• _WHAT IS NEEDED_: Copy each line of the data below exactly, leaving out pictures.

****

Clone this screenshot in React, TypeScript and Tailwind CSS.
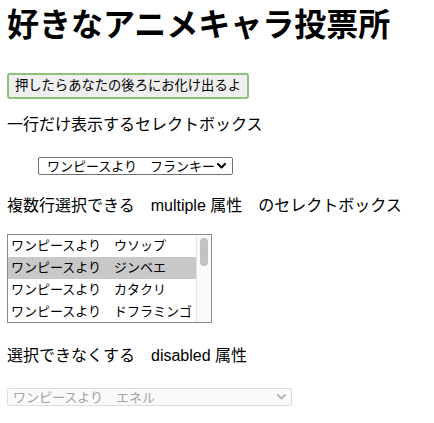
import React from "react";

const jp = { fontFamily: '"Liberation Sans", "Noto Sans CJK JP", sans-serif' };

function Chevron({ color, w = 9 }: { color: string; w?: number }) {
  return (
    <svg width={w} height={6} viewBox="0 0 9 6" className="shrink-0">
      <path d="M1 1 L4.5 4.5 L8 1" fill="none" stroke={color} strokeWidth={2} strokeLinecap="round" strokeLinejoin="round" />
    </svg>
  );
}

const rows = [
  { t: "ワンピースより　ウソップ", sel: false },
  { t: "ワンピースより　ジンベエ", sel: true },
  { t: "ワンピースより　カタクリ", sel: false },
  { t: "ワンピースより　ドフラミンゴ", sel: false },
];

export default function App() {
  return (
    <div className="bg-white w-[434px] h-[423px] px-[7px] text-black overflow-hidden" style={jp}>
      <h1 className="mt-[7px] h-[36px] leading-[36px] text-[32px] font-bold whitespace-nowrap">
        好きなアニメキャラ投票所
      </h1>
      <button className="mt-[30px] flex h-[26px] w-[242px] items-center justify-center rounded-[3px] border-2 border-[#8cc27a] bg-[#efefef] text-[13.3px] leading-none whitespace-nowrap">
        押したらあなたの後ろにお化け出るよ
      </button>
      <p className="mt-[14px] h-[24px] leading-[24px] text-[16px] whitespace-nowrap">
        一行だけ表示するセレクトボックス
      </p>
      <div className="mt-[20px] ml-[31px] flex h-[18px] w-[195px] items-center justify-between rounded-[2px] border border-[#6f6f6f] bg-white pl-[8px] pr-[6px]">
        <span className="text-[13px] leading-none whitespace-nowrap">ワンピースより　フランキー</span>
        <Chevron color="#000" />
      </div>
      <p className="mt-[19px] h-[24px] leading-[24px] text-[16px] whitespace-nowrap">
        複数行選択できる　multiple 属性　のセレクトボックス
      </p>
      <div className="mt-[16px] flex h-[89px] w-[205px] border border-[#8a8a8a] bg-white">
        <div className="flex flex-1 flex-col">
          {rows.map((r) => (
            <div
              key={r.t}
              className={`flex h-[21.75px] items-center pl-[3px] text-[13px] leading-none whitespace-nowrap ${r.sel ? "bg-[#c8c8c8]" : ""}`}
            >
              {r.t}
            </div>
          ))}
        </div>
        <div className="flex w-[15px] justify-center border-l border-[#e4e4e4] bg-[#fafafa] pt-[3px]">
          <div className="h-[28px] w-[8px] rounded-full bg-[#c2c2c2]" />
        </div>
      </div>
      <p className="mt-[21px] h-[24px] leading-[24px] text-[16px] whitespace-nowrap">
        選択できなくする　disabled 属性
      </p>
      <div className="mt-[20px] flex h-[18px] w-[285px] items-center justify-between rounded-[2px] border border-[#dcdcdc] bg-[#fafafa] pl-[5px] pr-[5px]">
        <span className="text-[13px] leading-none whitespace-nowrap text-[#a3a3a3]">ワンピースより　エネル</span>
        <Chevron color="#b5b5b5" />
      </div>
    </div>
  );
}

****

• _CORRECT OUTPUT_:
Clone this screenshot in React, TypeScript and Tailwind CSS.
import React from "react";

const jp = { fontFamily: '"Liberation Sans", "Noto Sans CJK JP", sans-serif' };

function Chevron({ color, w = 9 }: { color: string; w?: number }) {
  return (
    <svg width={w} height={6} viewBox="0 0 9 6" className="shrink-0">
      <path d="M1 1 L4.5 4.5 L8 1" fill="none" stroke={color} strokeWidth={2} strokeLinecap="round" strokeLinejoin="round" />
    </svg>
  );
}

const rows = [
  { t: "ワンピースより　ウソップ", sel: false },
  { t: "ワンピースより　ジンベエ", sel: true },
  { t: "ワンピースより　カタクリ", sel: false },
  { t: "ワンピースより　ドフラミンゴ", sel: false },
];

export default function App() {
  return (
    <div className="bg-white w-[434px] h-[423px] px-[7px] text-black overflow-hidden" style={jp}>
      <h1 className="mt-[7px] h-[36px] leading-[36px] text-[32px] font-bold whitespace-nowrap">
        好きなアニメキャラ投票所
      </h1>
      <button className="mt-[30px] flex h-[26px] w-[242px] items-center justify-center rounded-[3px] border-2 border-[#8cc27a] bg-[#efefef] text-[13.3px] leading-none whitespace-nowrap">
        押したらあなたの後ろにお化け出るよ
      </button>
      <p className="mt-[14px] h-[24px] leading-[24px] text-[16px] whitespace-nowrap">
        一行だけ表示するセレクトボックス
      </p>
      <div className="mt-[20px] ml-[31px] flex h-[18px] w-[195px] items-center justify-between rounded-[2px] border border-[#6f6f6f] bg-white pl-[8px] pr-[6px]">
        <span className="text-[13px] leading-none whitespace-nowrap">ワンピースより　フランキー</span>
        <Chevron color="#000" />
      </div>
      <p className="mt-[19px] h-[24px] leading-[24px] text-[16px] whitespace-nowrap">
        複数行選択できる　multiple 属性　のセレクトボックス
      </p>
      <div className="mt-[16px] flex h-[89px] w-[205px] border border-[#8a8a8a] bg-white">
        <div className="flex flex-1 flex-col">
          {rows.map((r) => (
            <div
              key={r.t}
              className={`flex h-[21.75px] items-center pl-[3px] text-[13px] leading-none whitespace-nowrap ${r.sel ? "bg-[#c8c8c8]" : ""}`}
            >
              {r.t}
            </div>
          ))}
        </div>
        <div className="flex w-[15px] justify-center border-l border-[#e4e4e4] bg-[#fafafa] pt-[3px]">
          <div className="h-[28px] w-[8px] rounded-full bg-[#c2c2c2]" />
        </div>
      </div>
      <p className="mt-[21px] h-[24px] leading-[24px] text-[16px] whitespace-nowrap">
        選択できなくする　disabled 属性
      </p>
      <div className="mt-[20px] flex h-[18px] w-[285px] items-center justify-between rounded-[2px] border border-[#dcdcdc] bg-[#fafafa] pl-[5px] pr-[5px]">
        <span className="text-[13px] leading-none whitespace-nowrap text-[#a3a3a3]">ワンピースより　エネル</span>
        <Chevron color="#b5b5b5" />
      </div>
    </div>
  );
}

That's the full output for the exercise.